Até o nosso vilão de 007: Cassino Royale não é o típico antagonista de James Bond. Interpretado com frieza assustadora pelo dinamarquês Mads Mikkelsen, Le Chiffre não tem como objetivo conquistar ou destruir o mundo. Aliás, ele não é nem o verdadeiro objetivo da busca de Bond, mas acaba revelando-se um oponente quase letal para o espião.
Realismo, aliás, é a palavra chave do filme. Desde as brigas cruas e até desajeitadas, passando pelas cenas de ação que cansam e machucam os personagens e chegando à trama com os dois pés no chão, tudo parece possível de acontecer.
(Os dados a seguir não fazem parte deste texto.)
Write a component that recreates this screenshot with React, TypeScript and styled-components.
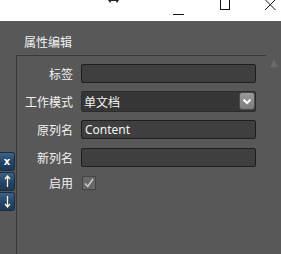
import React from "react";
import styled, { createGlobalStyle } from "styled-components";

const Global = createGlobalStyle`
  html, body { margin: 0; padding: 0; background: #ffffff; }
  body { font-family: "Noto Sans", "Noto Sans CJK SC", sans-serif; font-size: 12px; }
  * { box-sizing: border-box; }
`;

const Window = styled.div`
  width: 281px;
  height: 254px;
  display: flex;
  flex-direction: column;
  overflow: hidden;
`;

const TitleBar = styled.div`
  height: 21px;
  background: #ffffff;
  display: flex;
  align-items: flex-start;
  flex: none;
`;

const Ctl = styled.div<{ $left: number; $w: number }>`
  margin-left: ${(p) => p.$left}px;
  width: ${(p) => p.$w}px;
  height: 21px;
  flex: none;
  display: flex;
`;

const Main = styled.div`
  flex: 1;
  background: #585858;
  display: flex;
  flex-direction: column;
`;

const Header = styled.div`
  height: 34px;
  padding: 13px 0 0 24px;
  color: #f2f2f2;
  font-family: "Noto Sans CJK SC", sans-serif;
  font-size: 12px;
  line-height: 16px;
  flex: none;
`;

const Body = styled.div`
  flex: 1;
  display: flex;
`;

const SideBar = styled.div`
  width: 16px;
  flex: none;
  padding-top: 97px;
  display: flex;
  flex-direction: column;
  gap: 1px;
`;

const SideButton = styled.div`
  width: 15px;
  height: 19px;
  border-radius: 0 3px 3px 0;
  background: linear-gradient(#3d6388, #234465 55%, #1c3a58);
  border: 1px solid #1a2f45;
  border-left: none;
  color: #ffffff;
  display: flex;
  align-items: center;
  justify-content: center;
  font-family: "DejaVu Sans", sans-serif;
  font-weight: bold;
  font-size: 10px;
  line-height: 1;
`;

const Panel = styled.div`
  width: 250px;
  flex: none;
  border-top: 1px solid #3a3a3a;
  border-left: 1px solid #3a3a3a;
  padding: 3px 9px 0 0;
  display: flex;
  flex-direction: column;
`;

const ScrollCol = styled.div`
  flex: 1;
  display: flex;
  justify-content: center;
  padding-top: 5px;
`;

const Row = styled.div<{ $h?: number }>`
  height: ${(p) => p.$h ?? 28}px;
  display: flex;
  align-items: center;
  gap: 8px;
`;

const Label = styled.div`
  width: 56px;
  text-align: right;
  color: #f2f2f2;
  font-family: "Noto Sans CJK SC", sans-serif;
  font-size: 12px;
  white-space: nowrap;
`;

const Field = styled.div`
  width: 175px;
  height: 19px;
  background: #3f3f3f;
  border: 1px solid #1e1e1e;
  border-radius: 2px;
  color: #f4f4f4;
  font-family: "Noto Sans", sans-serif;
  font-size: 12px;
  line-height: 17px;
  padding-left: 3px;
`;

const Select = styled.div`
  width: 175px;
  height: 21px;
  background: #363636;
  border: 1px solid #2c2c2c;
  border-radius: 2px;
  display: flex;
  align-items: center;
  justify-content: space-between;
  padding-left: 2px;
  color: #f4f4f4;
  font-family: "Noto Sans CJK SC", sans-serif;
  font-size: 12px;
`;

const DropButton = styled.div`
  width: 16px;
  height: 18px;
  margin-right: 0px;
  border-radius: 3px;
  background: linear-gradient(#9a9a9a, #7c7c7c);
  border: 1px solid #4a4a4a;
  display: flex;
  align-items: center;
  justify-content: center;
`;

const Check = styled.div`
  width: 14px;
  height: 14px;
  margin-left: 1px;
  background: #686868;
  border: 1px solid #444444;
  display: flex;
  align-items: center;
  justify-content: center;
`;

export default function App() {
  return (
    <Window>
      <Global />
      <TitleBar>
        <Ctl $left={108} $w={11}>
          <svg width="11" height="4" viewBox="0 0 11 4">
            <path d="M0 0 L11 0 L9 3 L8 1 L3 1 L2 3 Z" fill="#222" />
          </svg>
        </Ctl>
        <Ctl $left={54} $w={12}>
          <svg width="12" height="21" viewBox="0 0 12 21">
            <line x1="0" y1="14.5" x2="11" y2="14.5" stroke="#111" strokeWidth="1" />
          </svg>
        </Ctl>
        <Ctl $left={35} $w={11}>
          <svg width="11" height="21" viewBox="0 0 11 21">
            <rect x="0.5" y="-1" width="9" height="10.5" fill="none" stroke="#111" strokeWidth="1" />
          </svg>
        </Ctl>
        <Ctl $left={34} $w={12}>
          <svg width="12" height="21" viewBox="0 0 12 21">
            <path d="M0 -0.5 L10.5 10 M10.5 -0.5 L0 10" stroke="#111" strokeWidth="1" />
          </svg>
        </Ctl>
      </TitleBar>
      <Main>
        <Header>属性编辑</Header>
        <Body>
          <SideBar>
            <SideButton>x</SideButton>
            <SideButton>
              <svg width="7" height="13" viewBox="0 0 7 13">
                <path d="M3.5 1 V12 M1 4 L3.5 1 L6 4" stroke="#fff4e0" strokeWidth="1.3" fill="none" />
              </svg>
            </SideButton>
            <SideButton>
              <svg width="7" height="13" viewBox="0 0 7 13">
                <path d="M3.5 1 V12 M1 9 L3.5 12 L6 9" stroke="#fff4e0" strokeWidth="1.3" fill="none" />
              </svg>
            </SideButton>
          </SideBar>
          <Panel>
            <Row>
              <Label>标签</Label>
              <Field />
            </Row>
            <Row>
              <Label>工作模式</Label>
              <Select>
                <span>单文档</span>
                <DropButton>
                  <svg width="10" height="7" viewBox="0 0 10 7">
                    <path d="M1.5 1.5 L5 5 L8.5 1.5" stroke="#ffffff" strokeWidth="2" fill="none" />
                  </svg>
                </DropButton>
              </Select>
            </Row>
            <Row>
              <Label>原列名</Label>
              <Field>Content</Field>
            </Row>
            <Row>
              <Label>新列名</Label>
              <Field />
            </Row>
            <Row $h={23}>
              <Label>启用</Label>
              <Check>
                <svg width="12" height="12" viewBox="0 0 12 12">
                  <path d="M2 6.5 L4.8 9.5 L10 2" stroke="#d0d0d0" strokeWidth="1.4" fill="none" />
                </svg>
              </Check>
            </Row>
          </Panel>
          <ScrollCol>
            <svg width="8" height="7" viewBox="0 0 8 7">
              <path d="M4 0 L8 7 L0 7 Z" fill="#6b6b6b" />
            </svg>
          </ScrollCol>
        </Body>
      </Main>
    </Window>
  );
}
É um fato novo e extremamente bem-vindo a uma série que se acostumou com o exagero.
Da mesma forma, Martin Campbell se sai espetacularmente bem em um dos maiores desafios narrativos de Cassino Royale: o jogo de pôquer. Ocupando boa parte do filme, a partida era o risco que o cineasta corria de perder o ritmo da obra. No entanto, o diretor consegue manter a tensão sempre alta, alternando os momentos mais parados com outras cenas agitadas nos intervalos das partidas. Nestes intervalos, há ainda um dos momentos mais icônicos de toda a série.
Sem dúvidas um dos maiores destaques é que a trama atua em dois polos: A ação física, do combate corpo a corpo, e a ação cerebral do trabalho intelectual da espionagem e do mundo do pôquer, por isso requer paciência e atenção, embora o frenesi intelectual da mesa de jogo mantenha o espectador ligado à narrativa.
007: Cassino Royale volta no tempo e se apresenta como uma ótima diversão que há tempos não víamos na franquia. Mostrando um James Bond recriado do zero, marcantemente repaginado e que agora tem um ator que injeta perigo e arrogância em sua postura através de uma narrativa que abandona de vez o fantástico pelo realismo. Simplesmente, essa produção apresenta o melhor Bond desde a aposentadoria de Sean Connery.